Ryan spends some time with the Xbox Live Indie Game service. And now? Predictably, he's hooked...

Published on Jan 28, 2010

Fascinating things, sofas. The word sofa, I've just found out, comes from the Arabic "suffah", which means 'to lie down'. In ancient Rome, only men were allowed to park their corpulent bodies on them, while the poor, longsuffering ladies of the day had to suffice with a chair or the floor. Bean bags, sadly, had yet to be invented.

If science ever discovers a means of inter dimensional travel, it'll be found in a foetid gap between the cushions of an old DFS sofa; among the crumbs, batteries and old groats, they'll find a tiny wormhole into a universe of forgotten, unloved and mislaid stuff.

Our settee came from a shop called Sofa King (priceless motto: "Our prices are Sofa King low"), and it's a fearsome, monstrous thing - a crimson monolith of sponge, chipboard and fabric, its numerous voids and crannies home to all manner of knick knacks, tiny animals and ephemera. Today, I evicted a small kingdom of spiders from its shadowy underbelly: I sucked them up mercilessly with my hoover like a jaundiced ghostbuster. I found a lost television remote tucked away in a dusty old fold, along with a marble, a biro and a 2007 birthday card.

A strange karmic law governs our sofa. Appease it with a clear-out and a good hoovering, and it repays you with sweets. Or that's what happened today, at least - a karmic sweet, hidden under a squashed cushion. And it wasn't just any old sweet. It was one of those hazelnut chocolates wrapped in purple cellophane, the kind you rummage through tins looking for at Christmas.

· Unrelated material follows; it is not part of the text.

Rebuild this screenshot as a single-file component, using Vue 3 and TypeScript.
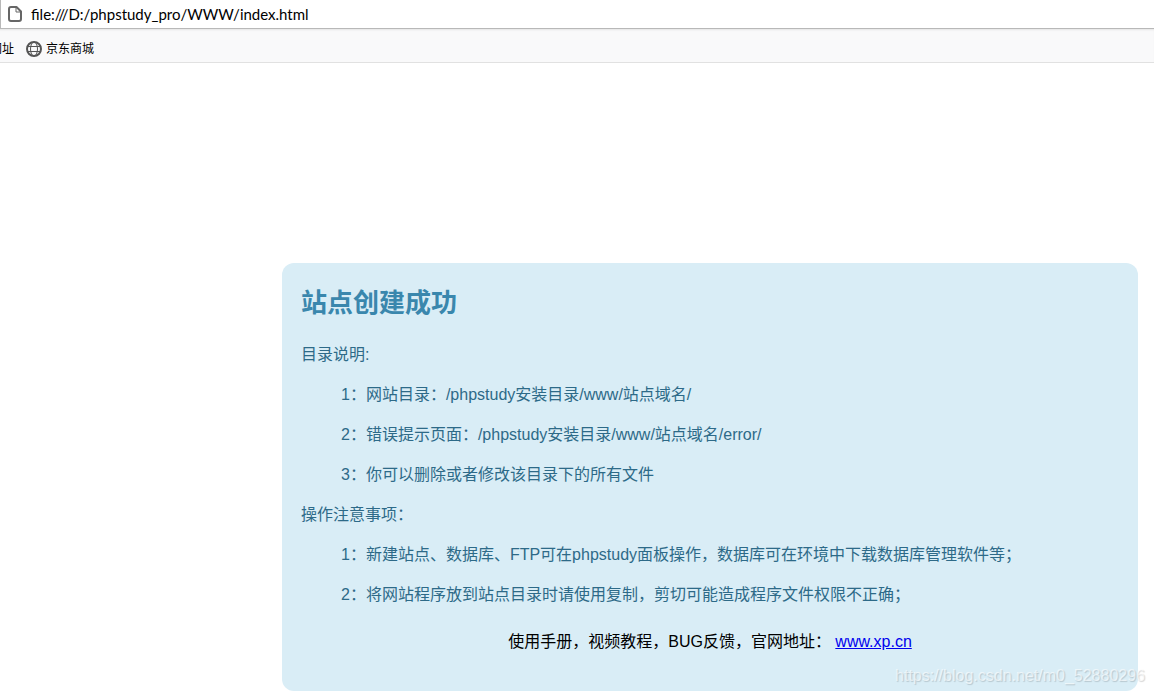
<script setup lang="ts">
import { ref } from 'vue'

interface Section {
  heading: string
  items: string[]
}

const address = ref('file:///D:/phpstudy_pro/WWW/index.html')

const sections: Section[] = [
  {
    heading: '目录说明:',
    items: [
      '1：网站目录：/phpstudy安装目录/www/站点域名/',
      '2：错误提示页面：/phpstudy安装目录/www/站点域名/error/',
      '3：你可以删除或者修改该目录下的所有文件',
    ],
  },
  {
    heading: '操作注意事项：',
    items: [
      '1：新建站点、数据库、FTP可在phpstudy面板操作，数据库可在环境中下载数据库管理软件等；',
      '2：将网站程序放到站点目录时请使用复制，剪切可能造成程序文件权限不正确；',
    ],
  },
]
</script>

<template>
  <div class="browser" lang="zh-CN">
    <div class="address-bar">
      <svg class="page-icon" viewBox="0 0 16 16" aria-hidden="true">
        <path d="M4 1h5.500L14 5.500V13a2 2 0 0 1-2 2H4a2 2 0 0 1-2-2V3a2 2 0 0 1 2-2z" />
        <path d="M9 1.500V6h4.500" />
      </svg>
      <input v-model="address" class="address" type="text" aria-label="地址" spellcheck="false" />
    </div>

    <nav class="bookmarks">
      <a class="bookmark" href="#">网址</a>
      <a class="bookmark" href="#">
        <svg class="globe" viewBox="0 0 16 16" aria-hidden="true">
          <circle cx="8" cy="8" r="7" class="rim" />
          <ellipse cx="8" cy="8" rx="3.500" ry="7" />
          <path d="M2 5.500h12M2 10.500h12" />
        </svg>
        京东商城
      </a>
    </nav>

    <main class="page">
      <article class="card">
        <h1 class="title">站点创建成功</h1>
        <section v-for="section in sections" :key="section.heading">
          <h2 class="line">{{ section.heading }}</h2>
          <p v-for="item in section.items" :key="item" class="line item">{{ item }}</p>
        </section>
        <p class="support">使用手册，视频教程，BUG反馈，官网地址： <a href="#">www.xp.cn</a></p>
      </article>
    </main>

    <div class="watermark">https://blog.csdn.net/m0_52880296</div>
  </div>
</template>

<style>
body {
  margin: 0;
  background: #fff;
}
</style>

<style scoped>
.browser {
  position: relative;
  overflow: hidden;
  min-height: 100vh;
  box-sizing: border-box;
  font-family: "Liberation Sans", Arial, "Noto Sans CJK SC", sans-serif;
  font-size: 16px;
  color: #000;
}

.address-bar {
  display: flex;
  align-items: center;
  gap: 8px;
  height: 28px;
  padding-left: 6px;
  border-left: 1px solid #b8b8b8;
  border-bottom: 1px solid #b8b8b8;
  background: #fff;
}

.page-icon {
  flex: none;
  width: 16px;
  height: 16px;
  fill: none;
  stroke: #666;
  stroke-width: 2;
  stroke-linejoin: round;
}

.page-icon path + path {
  stroke-width: 1;
}

.address {
  flex: 1;
  min-width: 0;
  padding: 0;
  border: 0;
  outline: 0;
  background: transparent;
  font: 15px/20px Lato, "Open Sans", sans-serif;
  color: #000;
}

.bookmarks {
  display: flex;
  align-items: center;
  gap: 12px;
  height: 34px;
  margin-left: -10px;
  padding-top: 6px;
  box-sizing: border-box;
  border-bottom: 1px solid #e1e1e1;
  background: #f9f9fa;
  box-shadow: inset 0 2px 2px -1px #e4e4e4;
}

.bookmark {
  display: flex;
  align-items: center;
  gap: 4px;
  font-size: 12px;
  line-height: 16px;
  color: #000;
  text-decoration: none;
}

.globe {
  width: 16px;
  height: 16px;
  fill: none;
  stroke: #555;
  stroke-width: 1;
}

.globe .rim {
  stroke-width: 2;
}

.page {
  padding: 200px 16px 4px 282px;
}

.card {
  box-sizing: border-box;
  padding: 20px 19px 37px;
  border-radius: 12px;
  background: #d9edf6;
  color: #2d6a88;
}

.title {
  margin: 0 0 22px;
  font-size: 26px;
  font-weight: bold;
  line-height: 40px;
  color: #3a87ad;
}

.line {
  margin: 0 0 20px;
  font-size: 16px;
  font-weight: normal;
  line-height: 20px;
}

.item {
  padding-left: 40px;
}

.support {
  margin: 25px 0 0;
  line-height: 24px;
  text-align: center;
  color: #000;
}

.support a {
  color: #00e;
}

.watermark {
  position: absolute;
  right: 9px;
  bottom: 9px;
  line-height: 20px;
  color: rgba(255, 255, 255, 0.6);
  text-shadow: 1px 1px 1px rgba(0, 0, 0, 0.16);
  pointer-events: none;
}
</style>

Which brings me to XBox Live's Indie Games service. Tucked away in the recesses of the console's Market place, it's an Aladdin's cave of home-grown, bedroom-coded loveliness. Thanks to a reader's recommendation (thanks, Malky!), I've already enjoyed the unhinged delights of I Made A Game With Zombies In It (or I MAED A GAM3 W1TH Z0MB1ES!!!1, as I believe the kids call it), which is a kind of gonzo Robotron with a ferociously catchy theme tune. Not only is it eminently playable and full of character, at 80 Microsoft Points (or less than a quid if you're in the UK), it's a bargain.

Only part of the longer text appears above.